Week in Review 10/13/2017

 

First Hurricane Harvey arrived, then Hurricane Irma, and then the forest fires in Northern California. But this was still not enough proof for President Donald Trump that climate change is human-made and quickly throwing our world into crisis. On Tuesday, he rescinded the carbon emission rule that President Obama established to help stem global warming.

The emission regulations, a cornerstone of Obama's environmental policy, would have reduced emissions from U.S. power plants twenty-five percent below 2005 levels by 2020, and thirty percent below those levels by 2030.  

"It's very clear that the increasingly hot summers are the product of climate change," said Daniel Swain, a climate scientist at the University of California, Los Angeles. "And it's clear that human influence has an impact on the climate system in the American West and more broadly. That increases the risk of fire and the overall acreage burned when we get these conditions."

Trump's environmental policy has aimed to reverse any progress the U.S. has made to protect our planet. Since taking office in January, the Trump Administration has sought to rollback and eliminate more than 50 environmental rules, according to an analysis by The New York Times. He took his anti-environmental plank to the world stage when he pulled the U.S. from the Paris Climate agreement and threatened global efforts to reverse climate change.

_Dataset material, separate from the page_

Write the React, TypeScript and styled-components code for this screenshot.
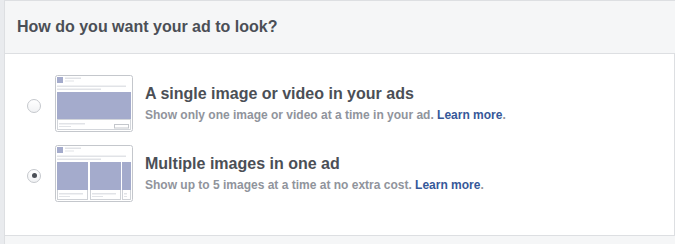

There is little to feel optimistic about at the moment. Trump's cabinet is filled with climate deniers including EPA Director Scott Pruitt and Interior Secretary Ryan Zinke. A third of the Environmental Protection Agency's Science Advisory Board, an influential panel that reviews the science the agency uses in formulating safeguards, could be succeeded by climate science-denying, polluter-friendly replacements when their terms expire at the end of October. 

Experts have warned for years that climate change will also become an international security issue with conflicts arising over food, water, and land, leading to a global refugee crisis.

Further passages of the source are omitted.